Design of defected TaN supercells dataset
Description
Five kinds of supercells which contain point-defects (metal and nitrogen vacancies) are designed to simulate by DFT calculations the configurationnel effects of defects distribution (perfectly ordered, symmetric, clusters and random vacancies) within the lattice, on the structural and elastic properties of defected cubic and non-cubic TaxN y. Same number of metal and nitrogen randomly distributed mimic the random distribution of Schottky defects. The POSCAR files are provided for different defects concentration (removing 1, 2, 3 ..., 12 atoms). "Random" distribution of defects on the metal and nitrogen sites has been obtained by ATAT Monte Carlo calculations within teh Special quasi-random structure method (SQS), while for “Perfectly ordered” structures were found by Cluster Expansion method to have the lowest energies within the interested concentration range.

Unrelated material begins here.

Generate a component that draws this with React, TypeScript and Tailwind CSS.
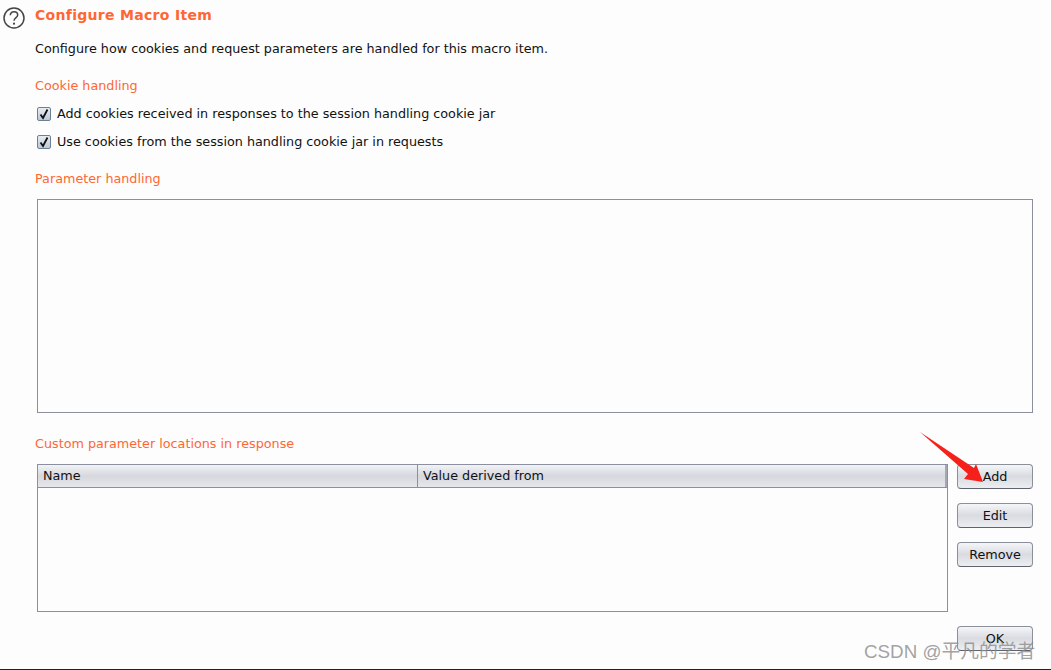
const font = { fontFamily: '"DejaVu Sans", sans-serif' };

function Check({ label }: { label: string }) {
  return (
    <div className="flex h-[28px] items-center">
      <span className="ml-[2px] mr-[6px] flex h-[14px] w-[14px] items-center justify-center rounded-[2px] border border-[#6f7f92] bg-gradient-to-b from-[#e8edf3] to-[#bcc9d8]">
        <svg width="12" height="12" viewBox="0 0 12 12" fill="none">
          <path d="M2.5 6.5 L5 10 L9.5 1.5" stroke="#111" strokeWidth="1.8" />
        </svg>
      </span>
      <span className="text-[12.75px] text-[#111]">{label}</span>
    </div>
  );
}

function Btn({ label }: { label: string }) {
  return (
    <button className="flex h-[25px] w-[76px] items-center justify-center rounded-[4px] border border-[#8b8f9a] border-b-[#5f6370] bg-gradient-to-b from-[#f5f6f8] via-[#d9dbe1] to-[#eceef1] text-[12.75px] text-[#111]">
      {label}
    </button>
  );
}

export default function App() {
  return (
    <div style={font} className="relative flex h-[670px] w-[1051px] overflow-hidden border-b border-[#222] bg-[#fdfdfd]">
      <div className="w-[35px] shrink-0 pl-[3px] pt-[7px]">
        <svg width="22" height="22" viewBox="0 0 22 22" fill="none">
          <circle cx="11" cy="11" r="10" stroke="#444" strokeWidth="1.5" />
          <path d="M7.3 8.3 C7.3 5.9 9 4.8 11 4.8 C13.1 4.8 14.7 6.1 14.7 8 C14.7 10.5 11 10.7 11 13.8" stroke="#444" strokeWidth="1.5" />
          <circle cx="11" cy="16.7" r="1.1" fill="#444" />
        </svg>
      </div>
      <div className="flex min-w-0 flex-1 flex-col pt-[5px]">
        <h1 className="h-[20px] text-[14px] font-bold leading-[20px] tracking-[0.3px] text-[#ff6633]">Configure Macro Item</h1>
        <p className="mt-[15px] h-[18px] text-[12.75px] leading-[18px] text-[#111]">
          Configure how cookies and request parameters are handled for this macro item.
        </p>
        <h2 className="mt-[19px] h-[18px] text-[12.75px] leading-[18px] text-[#ff6633]">Cookie handling</h2>
        <div className="mt-[5px] flex flex-col">
          <Check label="Add cookies received in responses to the session handling cookie jar" />
          <Check label="Use cookies from the session handling cookie jar in requests" />
        </div>
        <h2 className="mt-[14px] h-[18px] text-[12.75px] leading-[18px] text-[#ff6633]">Parameter handling</h2>
        <div className="ml-[2px] mr-[18px] mt-[11px] h-[214px] border border-[#8b8f9f] bg-[#fdfdfd]" />
        <h2 className="mt-[22px] h-[18px] text-[12.75px] leading-[18px] text-[#ff6633]">Custom parameter locations in response</h2>
        <div className="mr-[18px] mt-[11px] flex items-start gap-[9px] pl-[2px]">
          <div className="h-[148px] flex-1 border border-[#8b8f9f]">
            <div className="flex h-[23px] border-b border-[#8b8f9f] bg-gradient-to-b from-[#f2f3f5] via-[#d6d8de] to-[#e6e7eb] text-[12.75px] leading-[22px] text-[#111]">
              <div className="w-[380px] border-r border-[#8b8f9f] pl-[5px]">Name</div>
              <div className="flex-1 pl-[5px]">Value derived from</div>
              <div className="w-[2px] bg-[#a5a8b3]" />
            </div>
          </div>
          <div className="flex flex-col gap-[14px]">
            <Btn label="Add" />
            <Btn label="Edit" />
            <Btn label="Remove" />
            <div className="mt-[45px]">
              <Btn label="OK" />
            </div>
          </div>
        </div>
      </div>

      {/* annotation arrow */}
      <svg className="absolute left-[915px] top-[428px]" width="80" height="60" viewBox="0 0 80 60">
        <path d="M5 4 L59 40 L61 36 L68 54 L49 51 L53 46 Z" fill="#f5201a" />
      </svg>

      {/* watermark */}
      <div
        style={{ fontFamily: '"Liberation Sans", "Noto Sans CJK SC", sans-serif' }}
        className="absolute left-[864px] top-[640px] text-[18.8px] leading-[24px] text-[#8a8a8a]/80"
      >
        CSDN @平凡的学者
      </div>
    </div>
  );
}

Although they have higher symmetry compared to SQS, it is better to name them specifically as "CE ground state (ordered) structures" to distinguish them from the symmetric ones that were generated manually as for the clusters ones. For the "symmetric case", we considered ordered distribution of vacancies (denoted as “symmetric” configuration) by removing atoms with certain site symmetries from the 2×2×2 supercell. Hence, in the symmetric configurations, all the defected structures remain cubic. The vacancies in “symmetric” configurations are not randomly distributed as in SQS. They are created in a symmetric manner referring to the 4-fold rotational symmetry in cubic lattice . The configurations are generated progressively by removing an atom from the 2×2×2 supercell by one of the following manners, (i) 1 cubic center atom (1 V), (ii) i+ 1 vertex of the cubic (2 V), (iii) 3 face centers (3 V), (iv) i+iii (4 V), (v) i+ii+iii (5 V), (vi) iii+ 3 edge centers (6 V), (vii) vi+i (7 V), (vii) vi+ii (8 V). Note that the structure has still cubic symmetry (equal in 3 directions) after vacancies creation for each step. In the case of "clusters" configurations, the vacancies are manually created by removing adjacent Ta or N atoms, respectively for clustered Ta or N vacancies. For example, a N(0) atom has 12 neighboring N(1-12) atoms, we first remove one N(0), then a neighboring N(1) of this first N(0), then a second neighboring N(2), ... The vacancies form a cluster in such a way. It is the same methodology for Ta atoms.